We start with a compact summary that reports the best implementation for each configuration in terms of runtime and memory.

summ_best <- external_pls_benchmarks %>%
  group_by(task, n, p, q, ncomp) %>%
  mutate(
    rank_time = rank(median_time_s, ties.method = "min"),
    rank_mem  = rank(mem_alloc_bytes, ties.method = "min")
  ) %>%
  ungroup()

best_time <- summ_best %>%
  filter(rank_time == 1L) %>%
  count(task, package, algorithm, name = "n_best_time")

best_mem <- summ_best %>%
  filter(rank_mem == 1L) %>%
  count(task, package, algorithm, name = "n_best_mem")

best_time
best_mem

These two tables indicate in how many configurations a given combination package + algorithm comes out as the fastest or the most memory efficient.

Example: PLS1, fixed size, varying components

In order to avoid mixing problem sizes, we select a single PLS1 configuration and plot runtime and memory as functions of the number of components. You can adjust the filters below to match the sizes of interest for your work.

example_pls1 <- external_pls_benchmarks %>%
  filter(task == "pls1") %>%
  group_by(n, p, q) %>%
  filter(n == first(n), p == first(p), q == first(q)) %>%
  ungroup()

example_pls1_size <- example_pls1 %>%
  count(n, p, q, sort = TRUE) %>%
  slice(1L) %>%
  select(n, p, q)

example_pls1 <- external_pls_benchmarks %>%
  semi_join(example_pls1_size, by = c("n", "p", "q")) %>%
  filter(task == "pls1")

Runtime comparison for this fixed size:

ggplot(example_pls1,
       aes(x = ncomp, y = median_time_s,
           colour = package, linetype = algorithm)) +
  geom_line() +
  geom_point() +
  scale_y_log10() +
  labs(
    x = "Number of components",
    y = "Median runtime (seconds, log scale)",
    title = "PLS1 benchmark, fixed (n, p, q)",
    subtitle = "Comparison across packages and algorithms"
  ) +
  theme_minimal()

Memory use for the same configuration:

ggplot(example_pls1,
       aes(x = ncomp, y = mem_alloc_bytes / 1024^2,
           colour = package, linetype = algorithm)) +
  geom_line() +
  geom_point() +
  labs(
    x = "Number of components",
    y = "Memory allocated (MiB)",
    title = "PLS1 benchmark, fixed (n, p, q)"
  ) +
  theme_minimal()

These figures are exported as SVG by default, so they can be included directly in LaTeX or HTML documents.

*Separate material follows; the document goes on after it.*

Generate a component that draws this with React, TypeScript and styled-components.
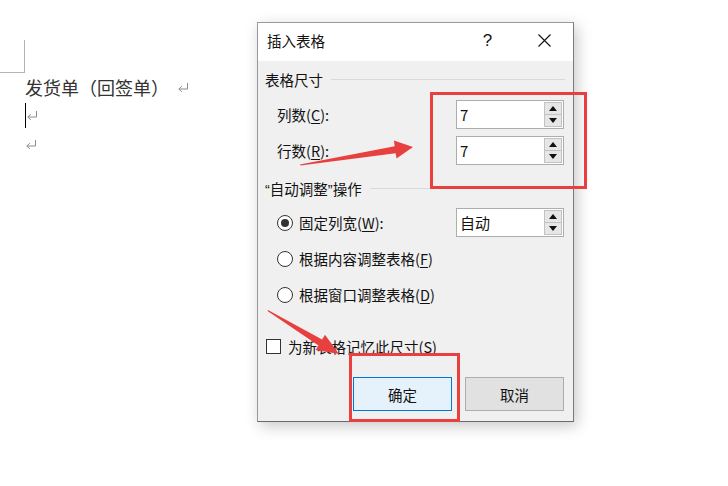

Example: PLS2, fixed size, varying components

We repeat the same idea for a PLS2 setting.

example_pls2 <- external_pls_benchmarks %>%
  filter(task == "pls2") %>%
  group_by(n, p, q) %>%
  filter(n == first(n), p == first(p), q == first(q)) %>%
  ungroup()

example_pls2_size <- example_pls2 %>%
  count(n, p, q, sort = TRUE) %>%
  slice(1L) %>%
  select(n, p, q)

example_pls2 <- external_pls_benchmarks %>%
  semi_join(example_pls2_size, by = c("n", "p", "q")) %>%
  filter(task == "pls2")

ggplot(example_pls2,
       aes(x = ncomp, y = median_time_s,
           colour = package, linetype = algorithm)) +
  geom_line() +
  geom_point() +
  scale_y_log10() +
  labs(
    x = "Number of components",
    y = "Median runtime (seconds, log scale)",
    title = "PLS2 benchmark, fixed (n, p, q)",
    subtitle = "Comparison across packages and algorithms"
  ) +
  theme_minimal()

ggplot(example_pls2,
       aes(x = ncomp, y = mem_alloc_bytes / 1024^2,
           colour = package, linetype = algorithm)) +
  geom_line() +
  geom_point() +
  labs(
    x = "Number of components",
    y = "Memory allocated (MiB)",
    title = "PLS2 benchmark, fixed (n, p, q)"
  ) +
  theme_minimal()

Short commentary

From these plots and the summary tables you can usually observe the following patterns.

On small to moderate PLS1 problems, the dense bigPLSR SIMPLS backend is typically close to pls::simpls in terms of runtime, while favouring more explicit memory control.
On larger PLS1 and PLS2 configurations, the big memory streaming backends trade a small runtime penalty for a bounded memory footprint that does not depend on the number of observations.
Kernel based algorithms tend to react more strongly to increases in n or ncomp because the underlying Gram matrices scale quadratically in n.

Because the benchmarks are stored as a regular data frame, you can easily produce additional figures adapted to your application areas, for example by fixing n and q and varying p, or by comparing only one or two algorithms at a time.